> **TASK DIRECTIONS**
Return all lines with the word "index" in them.

> **COLLECTED DATA**
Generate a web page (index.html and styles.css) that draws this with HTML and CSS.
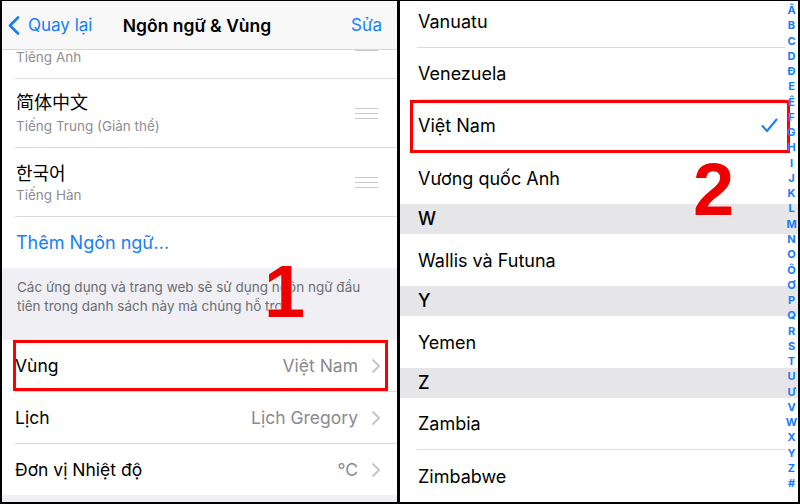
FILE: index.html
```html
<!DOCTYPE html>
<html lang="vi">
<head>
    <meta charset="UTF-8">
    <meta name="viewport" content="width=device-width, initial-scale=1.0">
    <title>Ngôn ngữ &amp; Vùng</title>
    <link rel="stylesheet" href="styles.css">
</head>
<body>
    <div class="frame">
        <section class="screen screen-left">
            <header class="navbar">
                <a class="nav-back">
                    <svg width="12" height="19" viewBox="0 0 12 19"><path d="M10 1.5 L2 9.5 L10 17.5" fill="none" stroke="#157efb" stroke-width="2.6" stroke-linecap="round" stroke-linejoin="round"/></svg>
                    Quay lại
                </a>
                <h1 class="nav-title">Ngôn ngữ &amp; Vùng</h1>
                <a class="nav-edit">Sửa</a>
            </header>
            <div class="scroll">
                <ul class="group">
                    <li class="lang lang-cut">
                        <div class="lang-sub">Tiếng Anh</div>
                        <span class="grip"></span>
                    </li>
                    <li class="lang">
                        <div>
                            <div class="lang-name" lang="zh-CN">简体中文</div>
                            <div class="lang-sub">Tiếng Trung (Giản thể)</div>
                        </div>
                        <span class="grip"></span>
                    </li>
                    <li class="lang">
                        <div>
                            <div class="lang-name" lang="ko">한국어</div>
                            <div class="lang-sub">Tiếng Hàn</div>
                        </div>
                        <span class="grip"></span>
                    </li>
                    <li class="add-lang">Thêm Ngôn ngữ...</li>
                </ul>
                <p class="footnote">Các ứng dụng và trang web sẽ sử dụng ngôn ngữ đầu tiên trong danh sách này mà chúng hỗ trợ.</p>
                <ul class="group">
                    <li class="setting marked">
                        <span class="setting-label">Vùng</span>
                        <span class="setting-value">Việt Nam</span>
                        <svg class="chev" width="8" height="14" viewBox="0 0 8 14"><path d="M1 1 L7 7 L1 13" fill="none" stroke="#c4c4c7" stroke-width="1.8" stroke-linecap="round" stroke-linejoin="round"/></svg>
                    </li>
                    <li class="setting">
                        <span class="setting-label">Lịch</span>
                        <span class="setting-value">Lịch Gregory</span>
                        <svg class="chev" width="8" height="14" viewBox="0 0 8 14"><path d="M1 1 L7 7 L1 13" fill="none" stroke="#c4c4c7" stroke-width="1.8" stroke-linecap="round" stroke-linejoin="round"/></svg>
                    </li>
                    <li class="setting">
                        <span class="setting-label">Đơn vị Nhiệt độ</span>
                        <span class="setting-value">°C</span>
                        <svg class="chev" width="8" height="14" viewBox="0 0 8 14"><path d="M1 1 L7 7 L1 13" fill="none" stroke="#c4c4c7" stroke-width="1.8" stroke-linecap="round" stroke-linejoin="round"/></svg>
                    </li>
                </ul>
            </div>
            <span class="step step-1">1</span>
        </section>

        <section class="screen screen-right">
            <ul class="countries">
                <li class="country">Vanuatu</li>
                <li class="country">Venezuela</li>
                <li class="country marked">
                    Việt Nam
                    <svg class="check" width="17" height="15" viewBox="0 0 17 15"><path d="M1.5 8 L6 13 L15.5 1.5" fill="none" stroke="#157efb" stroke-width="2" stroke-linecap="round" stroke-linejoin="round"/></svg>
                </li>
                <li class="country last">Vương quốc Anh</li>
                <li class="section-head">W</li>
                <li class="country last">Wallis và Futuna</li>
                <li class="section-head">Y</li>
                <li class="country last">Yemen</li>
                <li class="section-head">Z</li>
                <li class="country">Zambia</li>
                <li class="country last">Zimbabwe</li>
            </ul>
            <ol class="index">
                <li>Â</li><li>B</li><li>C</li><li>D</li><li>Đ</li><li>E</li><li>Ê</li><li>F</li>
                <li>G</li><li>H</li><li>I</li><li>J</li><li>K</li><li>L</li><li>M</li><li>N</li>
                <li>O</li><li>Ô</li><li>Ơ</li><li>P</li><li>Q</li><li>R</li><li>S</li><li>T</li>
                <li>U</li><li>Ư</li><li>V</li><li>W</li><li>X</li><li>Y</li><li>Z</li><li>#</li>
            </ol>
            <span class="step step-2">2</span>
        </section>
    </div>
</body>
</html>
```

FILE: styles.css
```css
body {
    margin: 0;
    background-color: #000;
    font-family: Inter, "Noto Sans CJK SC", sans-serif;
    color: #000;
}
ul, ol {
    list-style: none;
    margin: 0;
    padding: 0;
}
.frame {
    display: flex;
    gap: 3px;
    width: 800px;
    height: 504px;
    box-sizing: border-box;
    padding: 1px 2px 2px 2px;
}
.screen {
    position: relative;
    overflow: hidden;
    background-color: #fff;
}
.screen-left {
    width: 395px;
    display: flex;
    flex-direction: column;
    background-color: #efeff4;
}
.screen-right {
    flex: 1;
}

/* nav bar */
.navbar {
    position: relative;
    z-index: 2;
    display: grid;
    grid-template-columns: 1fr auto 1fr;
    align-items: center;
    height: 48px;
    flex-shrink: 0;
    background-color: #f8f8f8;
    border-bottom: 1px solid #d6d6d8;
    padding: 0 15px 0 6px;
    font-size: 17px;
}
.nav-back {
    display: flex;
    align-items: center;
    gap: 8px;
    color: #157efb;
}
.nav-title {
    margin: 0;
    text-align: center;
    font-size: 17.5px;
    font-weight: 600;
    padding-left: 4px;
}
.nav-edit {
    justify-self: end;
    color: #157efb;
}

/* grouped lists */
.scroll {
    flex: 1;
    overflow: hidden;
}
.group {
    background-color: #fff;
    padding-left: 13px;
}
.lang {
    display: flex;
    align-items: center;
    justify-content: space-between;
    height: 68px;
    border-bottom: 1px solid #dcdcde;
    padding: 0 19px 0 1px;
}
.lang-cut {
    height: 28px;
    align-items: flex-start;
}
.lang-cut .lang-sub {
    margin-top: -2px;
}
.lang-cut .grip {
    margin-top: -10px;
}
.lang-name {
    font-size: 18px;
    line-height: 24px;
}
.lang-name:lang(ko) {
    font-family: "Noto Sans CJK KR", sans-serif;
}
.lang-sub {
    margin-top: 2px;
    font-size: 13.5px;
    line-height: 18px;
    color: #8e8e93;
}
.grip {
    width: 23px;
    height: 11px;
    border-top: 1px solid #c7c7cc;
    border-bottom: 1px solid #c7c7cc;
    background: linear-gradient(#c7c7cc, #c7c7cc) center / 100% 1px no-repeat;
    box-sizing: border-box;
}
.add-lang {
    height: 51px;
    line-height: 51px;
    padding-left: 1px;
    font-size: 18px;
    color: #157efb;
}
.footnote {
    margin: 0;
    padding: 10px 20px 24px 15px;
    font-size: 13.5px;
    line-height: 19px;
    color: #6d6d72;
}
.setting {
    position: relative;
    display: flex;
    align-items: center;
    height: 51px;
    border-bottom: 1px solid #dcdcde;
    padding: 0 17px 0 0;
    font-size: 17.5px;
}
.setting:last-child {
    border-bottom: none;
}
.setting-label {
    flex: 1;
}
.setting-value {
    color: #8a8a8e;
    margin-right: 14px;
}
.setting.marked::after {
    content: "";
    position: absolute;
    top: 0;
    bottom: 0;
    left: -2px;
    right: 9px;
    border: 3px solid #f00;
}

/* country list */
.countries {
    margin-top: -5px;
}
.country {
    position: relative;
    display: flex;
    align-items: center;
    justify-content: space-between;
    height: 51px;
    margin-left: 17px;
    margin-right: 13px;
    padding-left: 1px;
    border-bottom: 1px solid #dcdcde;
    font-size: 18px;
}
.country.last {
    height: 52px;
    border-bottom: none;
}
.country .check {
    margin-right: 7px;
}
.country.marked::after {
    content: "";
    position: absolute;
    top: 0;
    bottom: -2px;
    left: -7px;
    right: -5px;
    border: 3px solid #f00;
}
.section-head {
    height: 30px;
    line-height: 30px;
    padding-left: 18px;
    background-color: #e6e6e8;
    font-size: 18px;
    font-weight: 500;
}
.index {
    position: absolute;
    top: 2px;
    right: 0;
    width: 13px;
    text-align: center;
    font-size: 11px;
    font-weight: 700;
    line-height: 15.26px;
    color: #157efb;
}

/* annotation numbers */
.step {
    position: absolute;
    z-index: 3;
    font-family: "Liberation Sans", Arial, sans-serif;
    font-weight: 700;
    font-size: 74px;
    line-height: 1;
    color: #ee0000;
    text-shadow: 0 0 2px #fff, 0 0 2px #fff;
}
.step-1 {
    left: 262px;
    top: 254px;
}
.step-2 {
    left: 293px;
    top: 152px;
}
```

> **WORKED ANSWER**
Generate a web page (index.html and styles.css) that draws this with HTML and CSS.
FILE: index.html
            <ol class="index">
    z-index: 2;
.index {
    z-index: 3;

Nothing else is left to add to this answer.